### Goal
Images are not part of the copy; write out the rest of the data exactly as given.

(Stored dataset items)
------------------------------------------------------------

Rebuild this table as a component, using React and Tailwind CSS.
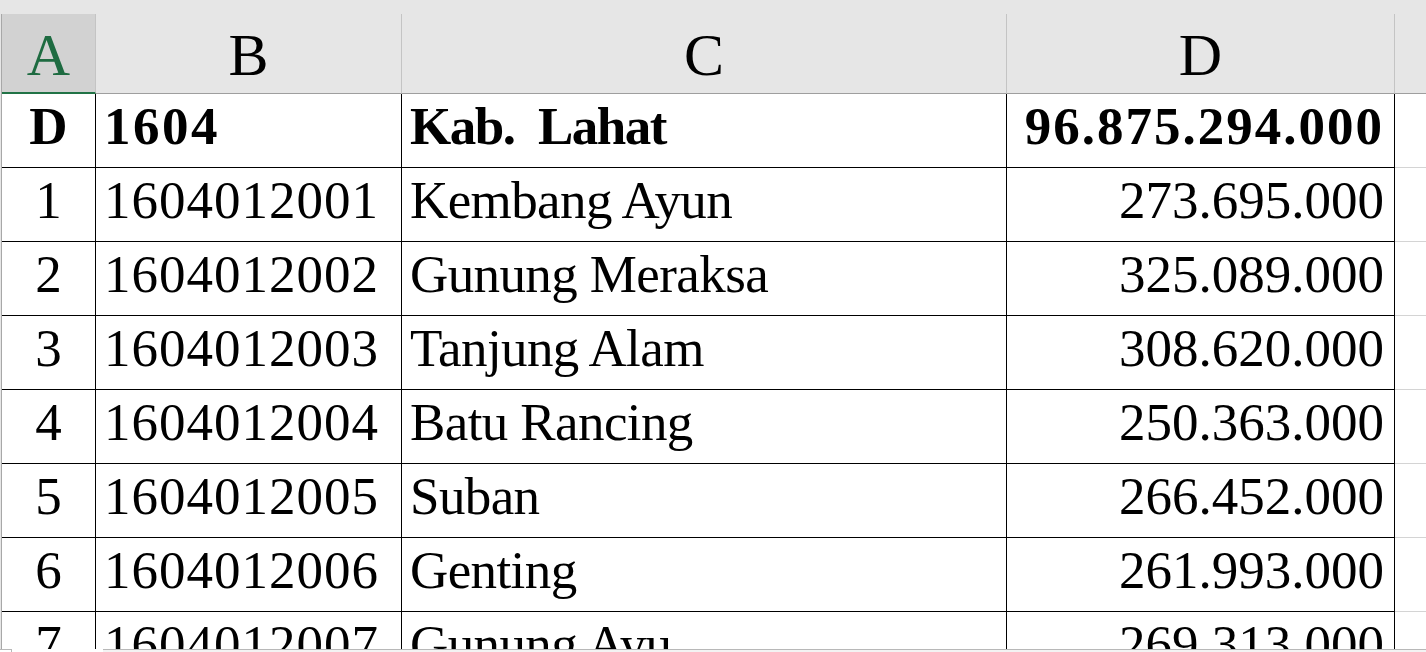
import React from 'react'

const rows = [
  ['1', '1604012001', 'Kembang Ayun', '273.695.000'],
  ['2', '1604012002', 'Gunung Meraksa', '325.089.000'],
  ['3', '1604012003', 'Tanjung Alam', '308.620.000'],
  ['4', '1604012004', 'Batu Rancing', '250.363.000'],
  ['5', '1604012005', 'Suban', '266.452.000'],
  ['6', '1604012006', 'Genting', '261.993.000'],
  ['7', '1604012007', 'Gunung Ayu', '269.313.000'],
]

const serif = "font-['Liberation_Serif','Times_New_Roman',serif]"

function HeaderCell({ label, active, className = '' }) {
  return (
    <div
      className={
        'h-[80px] flex items-center justify-center text-[60px] leading-none pt-[3px] border-r border-[#c4c4c4] ' +
        (active
          ? 'bg-[#d2d2d2] text-[#1e6b41] border-b-2 border-b-[#217346] '
          : 'bg-[#e6e6e6] text-black border-b border-b-[#9e9e9e] ') +
        className
      }
    >
      {label}
    </div>
  )
}

function Row({ cells, bold }) {
  const [no, code, name, amount] = cells
  const base = 'h-[74px] flex items-center border-b border-black text-[53px] leading-none pb-[9px] whitespace-pre '
  const weight = bold ? 'font-bold ' : ''
  return (
    <>
      <div className={base + weight + 'justify-center border-r'}>{no}</div>
      <div className={base + weight + 'pl-[8px] border-r ' + (bold ? 'tracking-[2.5px]' : 'tracking-[1px]')}>
        {code}
      </div>
      <div className={base + weight + 'pl-[8px] border-r ' + (bold ? 'tracking-[-1.5px]' : 'tracking-[-0.6px]')}>
        {name}
      </div>
      <div className={base + weight + 'justify-end pr-[10px] border-r ' + (bold ? 'tracking-[2px]' : '')}>
        {amount}
      </div>
      <div className="h-[74px] border-b border-[#d4d4d4]" />
    </>
  )
}

export default function App() {
  return (
    <div className={'w-[1426px] h-[652px] overflow-hidden flex flex-col bg-white ' + serif}>
      <div className="h-[14px] shrink-0 bg-[#e6e6e6]" />
      <div className="flex-1 overflow-hidden flex bg-[#e6e6e6]">
        <div className="w-[1px] shrink-0" />
        <div className="flex-1 border-l border-[#a8a8a8] bg-white">
          <div className="grid grid-cols-[94px_306px_605px_388px_1fr]">
            <HeaderCell label="A" active />
            <HeaderCell label="B" />
            <HeaderCell label="C" />
            <HeaderCell label="D" />
            <div className="h-[80px] bg-[#e6e6e6] border-b border-b-[#9e9e9e]" />
            <Row cells={['D', '1604', 'Kab.  Lahat', '96.875.294.000']} bold />
            {rows.map((r) => (
              <Row key={r[0]} cells={r} />
            ))}
          </div>
        </div>
      </div>
      <div className="h-[3px] shrink-0 flex">
        <div className="w-[12px] border-t border-r border-[#b8b8b8] bg-white" />
        <div className="w-[91px] bg-white" />
        <div className="flex-1 border-t border-[#b8b8b8] bg-[#f3f3f3]" />
      </div>
    </div>
  )
}
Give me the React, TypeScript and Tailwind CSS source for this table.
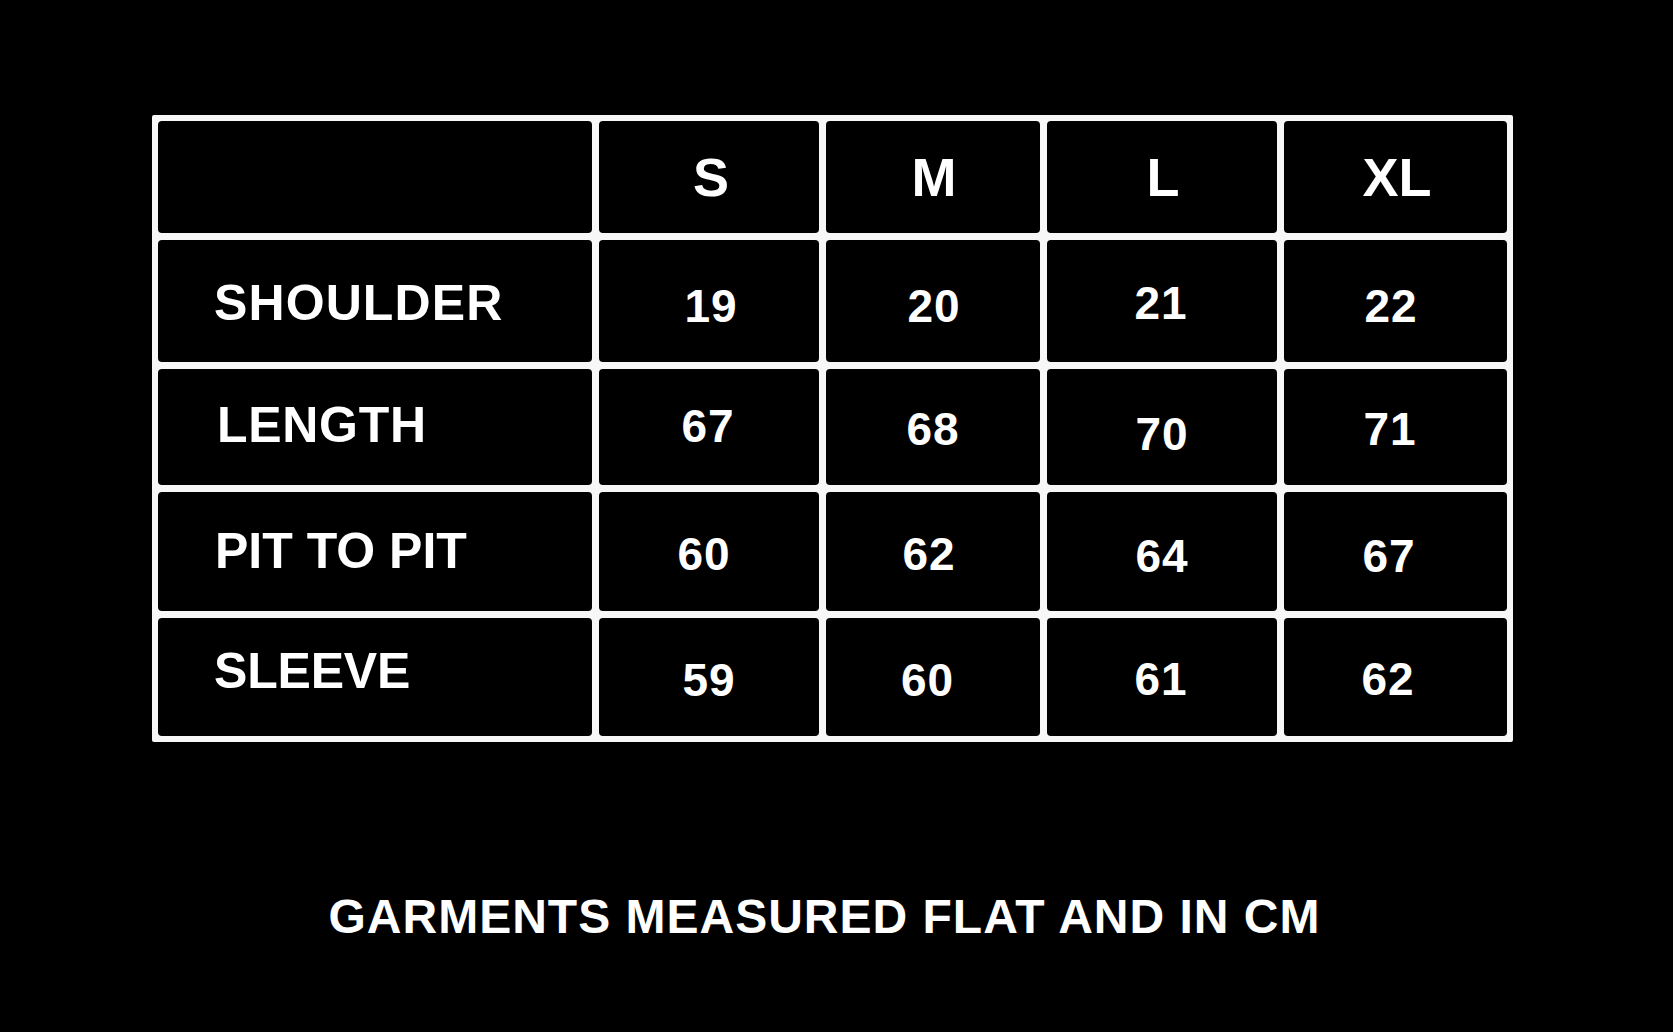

------------------------------------------------------------

### Answer to the problem
Rebuild this table as a component, using React and Tailwind CSS.
import React from 'react'

const rows = [
  ['1', '1604012001', 'Kembang Ayun', '273.695.000'],
  ['2', '1604012002', 'Gunung Meraksa', '325.089.000'],
  ['3', '1604012003', 'Tanjung Alam', '308.620.000'],
  ['4', '1604012004', 'Batu Rancing', '250.363.000'],
  ['5', '1604012005', 'Suban', '266.452.000'],
  ['6', '1604012006', 'Genting', '261.993.000'],
  ['7', '1604012007', 'Gunung Ayu', '269.313.000'],
]

const serif = "font-['Liberation_Serif','Times_New_Roman',serif]"

function HeaderCell({ label, active, className = '' }) {
  return (
    <div
      className={
        'h-[80px] flex items-center justify-center text-[60px] leading-none pt-[3px] border-r border-[#c4c4c4] ' +
        (active
          ? 'bg-[#d2d2d2] text-[#1e6b41] border-b-2 border-b-[#217346] '
          : 'bg-[#e6e6e6] text-black border-b border-b-[#9e9e9e] ') +
        className
      }
    >
      {label}
    </div>
  )
}

function Row({ cells, bold }) {
  const [no, code, name, amount] = cells
  const base = 'h-[74px] flex items-center border-b border-black text-[53px] leading-none pb-[9px] whitespace-pre '
  const weight = bold ? 'font-bold ' : ''
  return (
    <>
      <div className={base + weight + 'justify-center border-r'}>{no}</div>
      <div className={base + weight + 'pl-[8px] border-r ' + (bold ? 'tracking-[2.5px]' : 'tracking-[1px]')}>
        {code}
      </div>
      <div className={base + weight + 'pl-[8px] border-r ' + (bold ? 'tracking-[-1.5px]' : 'tracking-[-0.6px]')}>
        {name}
      </div>
      <div className={base + weight + 'justify-end pr-[10px] border-r ' + (bold ? 'tracking-[2px]' : '')}>
        {amount}
      </div>
      <div className="h-[74px] border-b border-[#d4d4d4]" />
    </>
  )
}

export default function App() {
  return (
    <div className={'w-[1426px] h-[652px] overflow-hidden flex flex-col bg-white ' + serif}>
      <div className="h-[14px] shrink-0 bg-[#e6e6e6]" />
      <div className="flex-1 overflow-hidden flex bg-[#e6e6e6]">
        <div className="w-[1px] shrink-0" />
        <div className="flex-1 border-l border-[#a8a8a8] bg-white">
          <div className="grid grid-cols-[94px_306px_605px_388px_1fr]">
            <HeaderCell label="A" active />
            <HeaderCell label="B" />
            <HeaderCell label="C" />
            <HeaderCell label="D" />
            <div className="h-[80px] bg-[#e6e6e6] border-b border-b-[#9e9e9e]" />
            <Row cells={['D', '1604', 'Kab.  Lahat', '96.875.294.000']} bold />
            {rows.map((r) => (
              <Row key={r[0]} cells={r} />
            ))}
          </div>
        </div>
      </div>
      <div className="h-[3px] shrink-0 flex">
        <div className="w-[12px] border-t border-r border-[#b8b8b8] bg-white" />
        <div className="w-[91px] bg-white" />
        <div className="flex-1 border-t border-[#b8b8b8] bg-[#f3f3f3]" />
      </div>
    </div>
  )
}
Give me the React, TypeScript and Tailwind CSS source for this table.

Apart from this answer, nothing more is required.